Antara Perut dan Maut, Optimalkah PPKM Darurat?

Andai kemudian kebijakannya seratus persen tak boleh berjualan, saya khawatir ini menjadi kebijakan yang kontraproduktif.

Di satu sisi kita ingin memperhatikan kesehatan, tanpa mengabaikan sisi recovery ekonomi. Namun, sekali lagi misalnya, andai dilakukan pelarangan berjualan secara total, pasti di sana sini akan banyak perlawanan.

Betapa tidak, para pedagang asongan, misalnya, pasti tidak setuju dengan PPKM Darurat. Mereka mayoritas baru bisa makan dari hasil penjualan hari itu.

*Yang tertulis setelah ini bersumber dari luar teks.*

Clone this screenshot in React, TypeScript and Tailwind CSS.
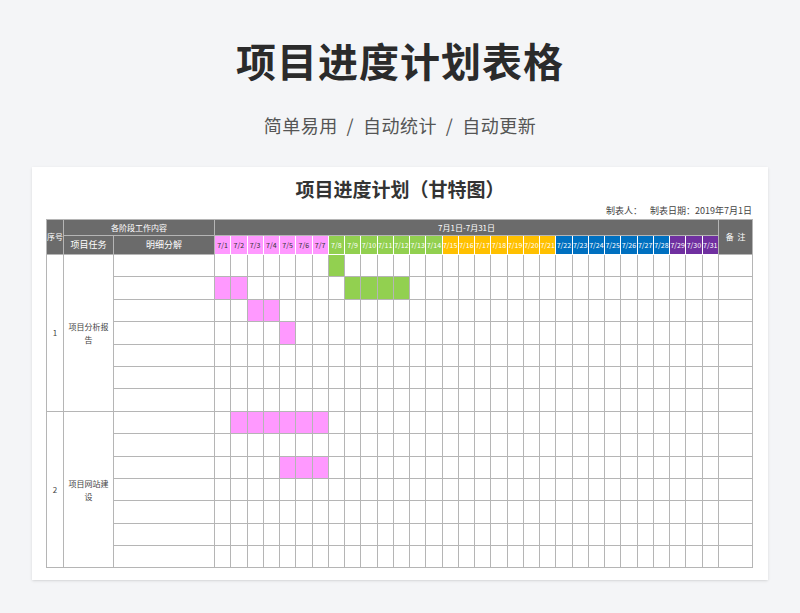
import React from "react";

const days = Array.from({ length: 31 }, (_, i) => i + 1);
const dayColor = (d: number) =>
  d <= 7 ? "bg-[#ff99ff] text-[#333]" : d <= 14 ? "bg-[#92d050] text-white" : d <= 21 ? "bg-[#ffc000] text-white" : d <= 28 ? "bg-[#0070c0] text-white" : "bg-[#7030a0] text-white";

const fills: Record<number, Record<number, string>> = {
  0: { 8: "g" },
  1: { 1: "p", 2: "p", 9: "g", 10: "g", 11: "g", 12: "g" },
  2: { 3: "p", 4: "p" },
  3: { 5: "p" },
  7: { 2: "p", 3: "p", 4: "p", 5: "p", 6: "p", 7: "p" },
  9: { 5: "p", 6: "p", 7: "p" },
};

const bd = "border border-[#b5b5b5]";

export default function App() {
  return (
    <div className="w-[800px] h-[613px] bg-[#f4f5f7] overflow-hidden" style={{ fontFamily: '"Noto Sans CJK SC", "Noto Sans", sans-serif' }}>
      <h1 className="text-center text-[40px] font-bold text-[#2b2b2b] pt-[30px] leading-[60px] tracking-[1px]">项目进度计划表格</h1>
      <div className="text-center text-[18px] text-[#555] mt-[20px] leading-[30px] tracking-wide">简单易用 &nbsp;/&nbsp; 自动统计 &nbsp;/&nbsp; 自动更新</div>
      <div className="mx-[32px] mt-[27px] bg-white h-[413px] px-[14px] pt-[8px] shadow-sm overflow-hidden">
        <div className="text-center text-[19px] font-bold text-[#333] leading-[28px]">项目进度计划（甘特图）</div>
        <div className="text-right text-[9px] text-[#444] leading-[14px] mt-[1px] pr-[2px]">制表人：&nbsp;&nbsp;&nbsp; 制表日期：2019年7月1日</div>
        <table className="table-fixed border-collapse w-[706px] text-[8px] mt-[1px]">
          <colgroup>
            <col className="w-[17px]" />
            <col className="w-[50px]" />
            <col className="w-[101px]" />
            {days.map((d) => (
              <col key={d} className="w-[16.26px]" />
            ))}
            <col className="w-[34px]" />
          </colgroup>
          <thead>
            <tr className="h-[16px] bg-[#6b6b6b] text-white">
              <th rowSpan={2} className={`${bd} font-normal text-[8px] p-0 whitespace-nowrap overflow-hidden`}>序号</th>
              <th colSpan={2} className={`${bd} font-normal p-0`}>各阶段工作内容</th>
              <th colSpan={31} className={`${bd} font-normal p-0`}>7月1日-7月31日</th>
              <th rowSpan={2} className={`${bd} font-normal p-0 whitespace-nowrap`}>备&nbsp;&nbsp;注</th>
            </tr>
            <tr className="h-[19px] text-white">
              <th className={`${bd} bg-[#6b6b6b] font-normal p-0 text-[9px]`}>项目任务</th>
              <th className={`${bd} bg-[#6b6b6b] font-normal p-0 text-[9px]`}>明细分解</th>
              {days.map((d) => (
                <th key={d} className={`${bd} border-white ${dayColor(d)} font-normal p-0 text-[7px] whitespace-nowrap overflow-hidden`}>7/{d}</th>
              ))}
            </tr>
          </thead>
          <tbody>
            {Array.from({ length: 14 }, (_, r) => (
              <tr key={r} className="h-[22.4px]">
                {r % 7 === 0 && (
                  <>
                    <td rowSpan={7} className={`${bd} text-center text-[#444] text-[8px]`}>{r === 0 ? 1 : 2}</td>
                    <td rowSpan={7} className={`${bd} text-center text-[#444] px-[4px] leading-[13px]`}>{r === 0 ? "项目分析报告" : "项目网站建设"}</td>
                  </>
                )}
                <td className={bd}></td>
                {days.map((d) => {
                  const f = fills[r]?.[d];
                  return <td key={d} className={`${bd} ${f === "p" ? "bg-[#ff99ff]" : f === "g" ? "bg-[#92d050]" : ""}`}></td>;
                })}
                <td className={bd}></td>
              </tr>
            ))}
          </tbody>
        </table>
      </div>
    </div>
  );
}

Bagi mereka, makan tidaknya hari itu –atau maksimal besok– sangat bergantung pada hasil penjualan hari ini. Lantas, apa yang akan terjadi jika mereka dilarang berjualan?

Secara sederhana, kita bisa menjawab dengan mudah. Mereka akan melakukan penolakan. Mereka akan tetap berjualan. Itu semua mereka lakukan demi keluarganya. Bagaimana mungkin seseorang akan membiarkan keluarganya tidak makan?

Bansos? Bukankah sudah dinyatakan bahwa besarannya Rp600.000 per keluarga per bulan. Andai suami-istri sebuah keluarga hanya satu yang jadi tulang punggung (mencari uang), berarti mereka berdua harus menggunakan dengan berhemat karena jatahnya Rp20.000 per hari.

Lalu bagaimana, misalnya, kalau mereka harus membayar listrik dan PAM minimal. Apalagi kalau mereka mempunyai anak sekolah. Pulsa untuk anaknya harus dibayar pula. Berarti besaran biaya mekan mereka per hari menjadi jauh lebih kecil lagi. Itu untuk mereka yang mendapat bansos.

Bagaimana dengan keluarga yang tidak mendapat bansos? Mereka bisa dipastikan akan tetap berdagang atau melakukan kegiatan lainnya yang diharapkan bisa memenuhi kebutuhan keluarganya.

Mereka juga pasti menyadari risiko yang harus ditanggung. Jadi, kebijakan kita harus dipikirkan secara matang. Karena, seperti akhir deretan kata-kata saya di awal tulisan ini, kalau sudah berkaitan dengan perut, semua tak lagi takut maut.